Cleansing Operational Systems

When the selected data is cleansed, standardized, and moved into the BI target databases, a question to consider is whether the source files and source databases should also be cleansed. Management may ask, why not spend a little extra money and time to cleanse the source files and databases so that the data is consistent in the source as well as in the target? This is a valid question, and this option should definitely be pursued if the corrective action on the source system is as simple as adding an edit check to the data entry program.

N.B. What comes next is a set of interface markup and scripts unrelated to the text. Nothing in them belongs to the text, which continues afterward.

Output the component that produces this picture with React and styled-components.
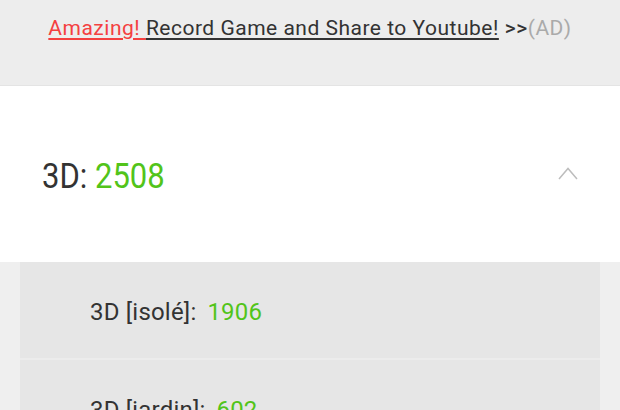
import React from "react";
import styled, { createGlobalStyle } from "styled-components";

const GlobalStyle = createGlobalStyle`
  html, body {
    margin: 0;
    padding: 0;
    background: #efefef;
    font-family: Roboto, "Liberation Sans", sans-serif;
  }
`;

const Page = styled.div`
  width: 620px;
  height: 410px;
  overflow: hidden;
  background: #efefef;
`;

const AdBar = styled.div`
  height: 86px;
  background: #ededed;
  border-bottom: 1px solid #e4e4e4;
  box-sizing: border-box;
  display: flex;
  justify-content: center;
  padding-top: 16px;
  font-size: 21px;
  letter-spacing: 0.5px;
  color: #333;
`;

const AdLink = styled.a`
  color: ${(p) => p.color || "#333"};
  text-decoration: underline;
  text-underline-offset: 3px;
`;

const Arrows = styled.span`
  color: #333;
  font-weight: 500;
  margin-left: 6px;
`;

const AdTag = styled.span`
  color: #aaa;
`;

const Header = styled.div`
  height: 176px;
  background: #fff;
  display: flex;
  align-items: center;
  justify-content: space-between;
  padding: 0 42px 0 42px;
  box-sizing: border-box;
`;

const Title = styled.div`
  font-size: 31px;
  color: #333;
  margin-top: 4px;
  transform: scaleY(1.12);
`;

const Score = styled.span`
  color: #52c41a;
`;

const Chevron = styled.svg`
  width: 20px;
  height: 13px;
  margin-bottom: 2px;
`;

const List = styled.div`
  margin: 0 20px;
  background: #e6e6e6;
`;

const Item = styled.div`
  height: 98px;
  display: flex;
  align-items: center;
  padding: 3px 0 0 70px;
  box-sizing: border-box;
  border-bottom: 2px solid #ececec;
  font-size: 24px;
  letter-spacing: 0.2px;
  color: #333;
`;

const Label = styled.span`
  margin-right: 11px;
`;

const items = [
  { name: "3D [isolé]:", value: 1906 },
  { name: "3D [jardin]:", value: 602 },
];

const App = () => (
  <Page>
    <GlobalStyle />
    <AdBar>
      <div>
        <AdLink color="#f44040">Amazing! </AdLink>
        <AdLink>Record Game and Share to Youtube!</AdLink>
        <Arrows>&gt;&gt;</Arrows>
        <AdTag>(AD)</AdTag>
      </div>
    </AdBar>
    <Header>
      <Title>
        3D: <Score>2508</Score>
      </Title>
      <Chevron viewBox="0 0 20 13">
        <polyline
          points="1,12 10,1.5 19,12"
          fill="none"
          stroke="#bdbdbd"
          strokeWidth="1.5"
        />
      </Chevron>
    </Header>
    <List>
      {items.map((item) => (
        <Item key={item.name}>
          <Label>{item.name}</Label>
          <Score>{item.value}</Score>
        </Item>
      ))}
    </List>
  </Page>
);

export default App;
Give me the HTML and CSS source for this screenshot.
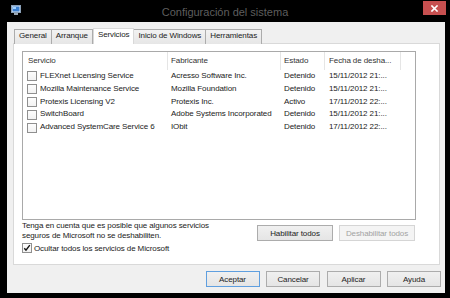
FILE: index.html
```html
<!DOCTYPE html>
<html lang="es">
<head>
<meta charset="utf-8">
<title>Configuración del sistema</title>
<link rel="stylesheet" href="styles.css">
</head>
<body>
<div class="window">
  <div class="titlebar">
    <svg class="appicon" viewBox="0 0 10 10" width="10" height="10">
      <rect x="0.5" y="0.5" width="9" height="7" fill="#dfe6ee" stroke="#8aa0b8" stroke-width="1"/>
      <rect x="1.5" y="1.5" width="7" height="5" fill="#3b7fd0"/>
      <rect x="2" y="2" width="3" height="2" fill="#9fd0ff"/>
      <rect x="3" y="8" width="4" height="2" fill="#9aa7b5"/>
    </svg>
    <div class="title">Configuración del sistema</div>
    <div class="close">
      <svg viewBox="0 0 7 7" width="7" height="7"><path d="M1 1L6 6M6 1L1 6" stroke="#fff" stroke-width="1.6" stroke-linecap="square"/></svg>
    </div>
  </div>
  <div class="client">
    <div class="tabs">
      <div class="tab">General</div>
      <div class="tab">Arranque</div>
      <div class="tab active">Servicios</div>
      <div class="tab">Inicio de Windows</div>
      <div class="tab">Herramientas</div>
    </div>
    <div class="panel">
      <div class="list">
        <div class="row head">
          <div class="cell c1">Servicio</div>
          <div class="cell c2">Fabricante</div>
          <div class="cell c3">Estado</div>
          <div class="cell c4">Fecha de desha...</div>
          <div class="cell c5"></div>
        </div>
        <div class="row">
          <div class="cell c1"><span class="cb"></span>FLEXnet Licensing Service</div>
          <div class="cell c2">Acresso Software Inc.</div>
          <div class="cell c3">Detenido</div>
          <div class="cell c4">15/11/2012 21:...</div>
        </div>
        <div class="row">
          <div class="cell c1"><span class="cb"></span>Mozilla Maintenance Service</div>
          <div class="cell c2">Mozilla Foundation</div>
          <div class="cell c3">Detenido</div>
          <div class="cell c4">15/11/2012 21:...</div>
        </div>
        <div class="row">
          <div class="cell c1"><span class="cb"></span>Protexis Licensing V2</div>
          <div class="cell c2">Protexis Inc.</div>
          <div class="cell c3">Activo</div>
          <div class="cell c4">17/11/2012 22:...</div>
        </div>
        <div class="row">
          <div class="cell c1"><span class="cb"></span>SwitchBoard</div>
          <div class="cell c2">Adobe Systems Incorporated</div>
          <div class="cell c3">Detenido</div>
          <div class="cell c4">15/11/2012 21:...</div>
        </div>
        <div class="row">
          <div class="cell c1"><span class="cb"></span>Advanced SystemCare Service 6</div>
          <div class="cell c2">IObit</div>
          <div class="cell c3">Detenido</div>
          <div class="cell c4">17/11/2012 22:...</div>
        </div>
      </div>
      <div class="below">
        <div class="note">Tenga en cuenta que es posible que algunos servicios<br>seguros de Microsoft no se deshabiliten.</div>
        <div class="btns">
          <div class="btn wide">Habilitar todos</div>
          <div class="btn wide disabled">Deshabilitar todos</div>
        </div>
      </div>
      <div class="hide">
        <span class="cb checked"><svg viewBox="0 0 8 8" width="8" height="8"><path d="M1.3 4.2L3 6.2L6.8 1.2" fill="none" stroke="#111" stroke-width="1.4"/></svg></span>
        <span>Ocultar todos los servicios de Microsoft</span>
      </div>
    </div>
    <div class="footer">
      <div class="btn default">Aceptar</div>
      <div class="btn">Cancelar</div>
      <div class="btn">Aplicar</div>
      <div class="btn">Ayuda</div>
    </div>
  </div>
</div>
</body>
</html>
```

FILE: styles.css
```css
* { box-sizing: border-box; }
html, body { margin: 0; padding: 0; }
body {
  background: #000;
  width: 450px;
  height: 298px;
  overflow: hidden;
  font-family: "Liberation Sans", Arial, sans-serif;
  font-size: 8px;
  letter-spacing: -0.1px;
  color: #222;
}
.window {
  width: 450px;
  height: 298px;
  background: #000;
  display: flex;
  flex-direction: column;
}
.titlebar {
  height: 22px;
  display: grid;
  grid-template-columns: 1fr auto 1fr;
}
.appicon { margin: 5px 0 0 11px; }
.title {
  font-size: 11px;
  letter-spacing: 0;
  color: #5e5e5e;
  padding-top: 2px;
  line-height: 20px;
  white-space: nowrap;
}
.close {
  justify-self: end;
  width: 23px;
  height: 14px;
  margin: 1px 4px 0 0;
  background: #c75050;
  display: flex;
  align-items: center;
  justify-content: center;
}
.client {
  margin: 0 5px 0 7px;
  height: 271px;
  background: #f0f0f0;
  padding: 6px 5px 0 6px;
}
.tabs {
  display: flex;
  align-items: flex-end;
  height: 16px;
  margin-bottom: -1px;
  padding-left: 1px;
}
.tab {
  height: 15px;
  line-height: 12px;
  padding: 0 4px;
  border: 1px solid #acacac;
  border-bottom: none;
  background: linear-gradient(#f2f2f2, #e6e6e6);
  margin-left: -1px;
  white-space: nowrap;
  color: #222;
}
.tab:first-child { margin-left: 0; }
.tab.active {
  position: relative;
  height: 16px;
  background: #fff;
  border-color: #d9d9d9;
  margin-left: 0;
  padding: 0 4px;
}
.panel {
  height: 222px;
  border: 1px solid #d9d9d9;
  background: #fff;
  padding: 7px 0 0 8px;
}
.list {
  width: 394px;
  height: 169px;
  border: 1px solid #a9a9a9;
  background: #fff;
}
.row {
  display: grid;
  grid-template-columns: 145px 113px 44px 76px 1fr;
  height: 12.8px;
  line-height: 12.8px;
}
.row.head {
  height: 18px;
  line-height: 18px;
  color: #333;
}
.cell {
  white-space: nowrap;
  overflow: hidden;
  display: flex;
  align-items: center;
}
.head .cell { border-right: 1px solid #e5e5e5; }
.head .c5 { border-right: none; }
.c1 { padding-left: 4px; }
.head .c1 { padding-left: 5px; }
.c2, .c3 { padding-left: 3px; }
.c4 { padding-left: 4px; }
.cb {
  display: inline-flex;
  align-items: center;
  justify-content: center;
  width: 10px;
  height: 10px;
  border: 1px solid #8f8f8f;
  background: linear-gradient(#fdfdfd, #f2f2f2);
  margin-right: 3px;
  flex: none;
}
.below {
  width: 394px;
  margin-top: 1px;
  display: flex;
  justify-content: space-between;
  align-items: flex-start;
  height: 20px;
}
.note { line-height: 9.5px; }
.btns {
  display: flex;
  gap: 6px;
  margin-top: 4px;
  margin-right: 1px;
}
.btn {
  width: 54px;
  height: 16px;
  border: 1px solid #acacac;
  background: linear-gradient(#f0f0f0, #e5e5e5);
  display: flex;
  align-items: center;
  justify-content: center;
  white-space: nowrap;
  color: #222;
}
.btn.wide { width: 76px; }
.btn.disabled {
  border-color: #d5d5d5;
  background: #f4f4f4;
  color: #a2a2a2;
}
.btn.default { border-color: #5f9fdf; }
.hide {
  height: 14px;
  display: flex;
  align-items: center;
}
.hide .cb { margin-right: 2px; }
.footer {
  margin-top: 6px;
  margin-right: -1px;
  display: flex;
  justify-content: flex-end;
  gap: 6.5px;
}
```
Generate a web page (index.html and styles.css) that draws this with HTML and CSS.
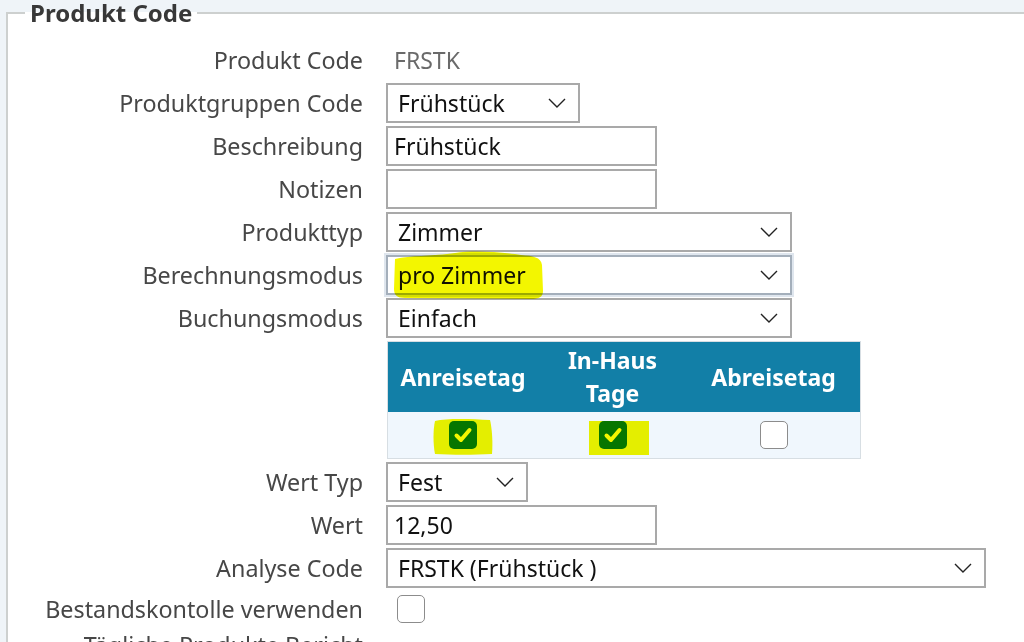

If the corrective action requires changing the file structure, which means modifying (if not rewriting) most of the programs that access that file, the cost for such an invasive corrective action on the operational system is probably not justifiable especially if the bad data is not interfering with the operational needs of that system. Remember that many companies did not even want to make such drastic changes for the now infamous Y2K problem; they made those changes only when it was clear that their survival was at stake. Certainly, a misused code field does not put an organization's survival at stake. Hence, the chances that operational systems will be fixed are bleak.